Should an employee of the organization choose to avail himself to these products, it is his right. The MRC, however, has the right not to have to pay for those products.

The ACA explicitly allows exemptions for non-profits that self-certify that they “hold themselves out as religious organizations.” The law is vague, so the MRC is asking the court declare that the MRC qualifies.

Should the court disagree and hold that the MRC is not an “eligible organization,” then we believe that the ACA violates the Establishment Clause of the First Amendment of the Constitution as the “eligible organization” determination would require the government to determine who is “religious enough” to qualify for an exemption. Determining who is “religious enough” is an unconstitutional entanglement in questions of religious doctrine and organization.

Critics might insist that most American Christians, indeed most Catholics, don’t practice this doctrine against artificial contraception. In reply, my father L. Brent Bozell Jr. said it well almost fifty years ago, in 1966, as the world demanded the Vatican surrender to modern ideologies:

“The world deems the Church mad to have hitched its whole moral authority to this wretched piece of intransigence. Millions of Catholics and near Catholics and apostate Catholics over the years have felt the same way: if only the Church would give ground on this one, the rest would be easy to take. But this wretched piece of intransigence is the key to the mighty mystery of sex, which unlocks the door to the even more awesome mystery of life, which in turn reveals the reality of the supernatural.

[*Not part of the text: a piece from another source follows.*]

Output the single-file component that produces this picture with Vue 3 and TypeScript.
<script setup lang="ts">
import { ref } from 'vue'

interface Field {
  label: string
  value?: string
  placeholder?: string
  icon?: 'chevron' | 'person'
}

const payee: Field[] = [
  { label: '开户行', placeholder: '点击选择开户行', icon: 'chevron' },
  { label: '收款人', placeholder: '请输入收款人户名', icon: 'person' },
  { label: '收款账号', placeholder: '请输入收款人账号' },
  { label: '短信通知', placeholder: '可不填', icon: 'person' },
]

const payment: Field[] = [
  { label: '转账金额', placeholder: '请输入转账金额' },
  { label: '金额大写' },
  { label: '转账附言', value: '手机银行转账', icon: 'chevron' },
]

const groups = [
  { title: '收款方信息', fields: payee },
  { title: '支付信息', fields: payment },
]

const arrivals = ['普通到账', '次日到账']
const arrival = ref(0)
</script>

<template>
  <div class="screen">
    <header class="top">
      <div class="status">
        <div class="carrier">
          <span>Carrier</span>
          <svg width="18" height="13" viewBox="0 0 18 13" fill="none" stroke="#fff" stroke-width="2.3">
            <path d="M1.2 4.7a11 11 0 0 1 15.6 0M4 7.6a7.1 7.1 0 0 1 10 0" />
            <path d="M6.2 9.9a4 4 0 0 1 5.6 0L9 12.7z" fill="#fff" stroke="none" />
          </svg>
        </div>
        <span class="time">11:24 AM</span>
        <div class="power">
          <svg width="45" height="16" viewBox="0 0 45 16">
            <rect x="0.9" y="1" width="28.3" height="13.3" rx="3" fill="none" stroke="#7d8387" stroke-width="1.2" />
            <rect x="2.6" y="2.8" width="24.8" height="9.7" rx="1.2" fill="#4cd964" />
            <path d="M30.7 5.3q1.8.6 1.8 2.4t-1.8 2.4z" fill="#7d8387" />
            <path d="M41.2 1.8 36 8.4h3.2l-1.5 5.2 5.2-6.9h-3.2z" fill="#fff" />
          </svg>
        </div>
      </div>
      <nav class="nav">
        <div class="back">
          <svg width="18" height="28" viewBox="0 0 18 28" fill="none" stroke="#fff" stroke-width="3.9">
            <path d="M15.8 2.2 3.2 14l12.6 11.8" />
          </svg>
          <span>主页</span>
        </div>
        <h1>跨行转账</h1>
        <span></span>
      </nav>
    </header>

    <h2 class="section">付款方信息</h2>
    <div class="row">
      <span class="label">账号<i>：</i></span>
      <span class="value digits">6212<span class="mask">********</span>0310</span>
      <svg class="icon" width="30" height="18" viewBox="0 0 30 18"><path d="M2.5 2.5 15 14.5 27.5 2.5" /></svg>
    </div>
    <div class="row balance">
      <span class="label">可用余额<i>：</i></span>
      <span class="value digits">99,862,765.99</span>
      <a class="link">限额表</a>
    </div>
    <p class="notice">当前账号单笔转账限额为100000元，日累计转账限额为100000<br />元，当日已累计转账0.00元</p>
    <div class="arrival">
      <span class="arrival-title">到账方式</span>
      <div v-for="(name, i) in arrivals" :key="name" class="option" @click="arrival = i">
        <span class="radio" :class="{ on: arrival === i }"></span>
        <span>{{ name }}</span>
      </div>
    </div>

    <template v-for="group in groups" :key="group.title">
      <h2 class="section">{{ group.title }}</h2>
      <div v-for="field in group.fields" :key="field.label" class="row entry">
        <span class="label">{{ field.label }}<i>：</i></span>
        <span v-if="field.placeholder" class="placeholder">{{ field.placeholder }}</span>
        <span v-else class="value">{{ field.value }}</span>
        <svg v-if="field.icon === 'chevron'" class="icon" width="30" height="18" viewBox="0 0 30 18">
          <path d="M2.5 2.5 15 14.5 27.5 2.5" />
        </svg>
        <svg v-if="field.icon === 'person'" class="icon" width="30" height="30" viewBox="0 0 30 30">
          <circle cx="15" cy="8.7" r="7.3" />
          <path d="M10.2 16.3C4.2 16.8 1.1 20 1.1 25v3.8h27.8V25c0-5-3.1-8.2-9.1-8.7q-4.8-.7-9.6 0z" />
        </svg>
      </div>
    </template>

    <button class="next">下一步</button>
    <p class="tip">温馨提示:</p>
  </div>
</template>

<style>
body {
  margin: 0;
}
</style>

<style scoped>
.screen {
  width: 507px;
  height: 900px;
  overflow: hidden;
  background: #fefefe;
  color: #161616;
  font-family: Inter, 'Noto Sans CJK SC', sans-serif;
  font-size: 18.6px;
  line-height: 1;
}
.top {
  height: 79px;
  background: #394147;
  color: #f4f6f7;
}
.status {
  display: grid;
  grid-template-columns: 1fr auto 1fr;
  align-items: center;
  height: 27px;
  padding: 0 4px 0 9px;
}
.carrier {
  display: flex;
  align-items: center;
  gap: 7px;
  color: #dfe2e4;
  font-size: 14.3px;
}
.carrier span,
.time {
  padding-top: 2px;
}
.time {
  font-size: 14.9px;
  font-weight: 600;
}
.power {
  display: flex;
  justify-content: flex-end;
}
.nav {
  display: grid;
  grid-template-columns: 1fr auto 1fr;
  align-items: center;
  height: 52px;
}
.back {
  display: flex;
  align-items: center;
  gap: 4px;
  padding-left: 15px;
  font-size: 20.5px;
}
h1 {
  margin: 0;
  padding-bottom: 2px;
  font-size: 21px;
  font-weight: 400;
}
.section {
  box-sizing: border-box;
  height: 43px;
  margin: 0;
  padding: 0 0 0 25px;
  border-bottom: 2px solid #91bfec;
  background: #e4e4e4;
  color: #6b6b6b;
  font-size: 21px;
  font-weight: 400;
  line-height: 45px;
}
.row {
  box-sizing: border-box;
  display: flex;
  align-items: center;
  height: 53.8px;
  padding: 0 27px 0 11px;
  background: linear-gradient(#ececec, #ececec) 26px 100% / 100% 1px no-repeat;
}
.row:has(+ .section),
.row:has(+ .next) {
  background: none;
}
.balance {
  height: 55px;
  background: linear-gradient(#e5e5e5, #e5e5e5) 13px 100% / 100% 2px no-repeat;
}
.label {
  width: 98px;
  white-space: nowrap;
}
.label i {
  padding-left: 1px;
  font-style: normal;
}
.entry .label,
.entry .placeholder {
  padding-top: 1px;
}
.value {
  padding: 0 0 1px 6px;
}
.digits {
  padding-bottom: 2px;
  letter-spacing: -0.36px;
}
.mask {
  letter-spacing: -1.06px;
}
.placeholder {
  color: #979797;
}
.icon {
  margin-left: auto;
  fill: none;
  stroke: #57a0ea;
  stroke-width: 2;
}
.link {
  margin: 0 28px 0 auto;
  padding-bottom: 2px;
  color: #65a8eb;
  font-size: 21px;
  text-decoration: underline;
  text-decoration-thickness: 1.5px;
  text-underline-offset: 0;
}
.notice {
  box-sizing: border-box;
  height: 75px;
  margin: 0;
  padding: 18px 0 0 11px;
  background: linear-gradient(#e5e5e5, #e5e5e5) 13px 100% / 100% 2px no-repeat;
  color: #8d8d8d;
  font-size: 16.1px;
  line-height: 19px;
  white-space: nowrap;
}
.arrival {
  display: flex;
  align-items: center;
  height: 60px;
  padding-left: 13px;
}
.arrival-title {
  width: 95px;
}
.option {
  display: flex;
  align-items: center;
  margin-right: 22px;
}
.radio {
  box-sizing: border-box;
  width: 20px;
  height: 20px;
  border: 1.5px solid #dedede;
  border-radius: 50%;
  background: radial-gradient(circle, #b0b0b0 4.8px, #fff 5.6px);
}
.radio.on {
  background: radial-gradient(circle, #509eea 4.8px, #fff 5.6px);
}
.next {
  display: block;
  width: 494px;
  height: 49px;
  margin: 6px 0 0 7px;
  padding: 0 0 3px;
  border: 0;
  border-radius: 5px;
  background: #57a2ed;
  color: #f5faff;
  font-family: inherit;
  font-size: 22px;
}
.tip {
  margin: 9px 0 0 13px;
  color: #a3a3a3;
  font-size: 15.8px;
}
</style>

If the Church does not own this key, it does not own any keys at all.”

That is what Catholics believe. Most non-Catholics, following other predicates, arrive at the same point: Life is sacred and to facilitate its termination is to sin against God himself.

That’s why the HHS mandate isn’t just an ideological policy to placate the cultural Left. It is an assault on a theological belief in the sanctity of a natural life and death. As an employer of faith, I cannot be complicit in providing and promoting contraception, abortion, or sterilization services.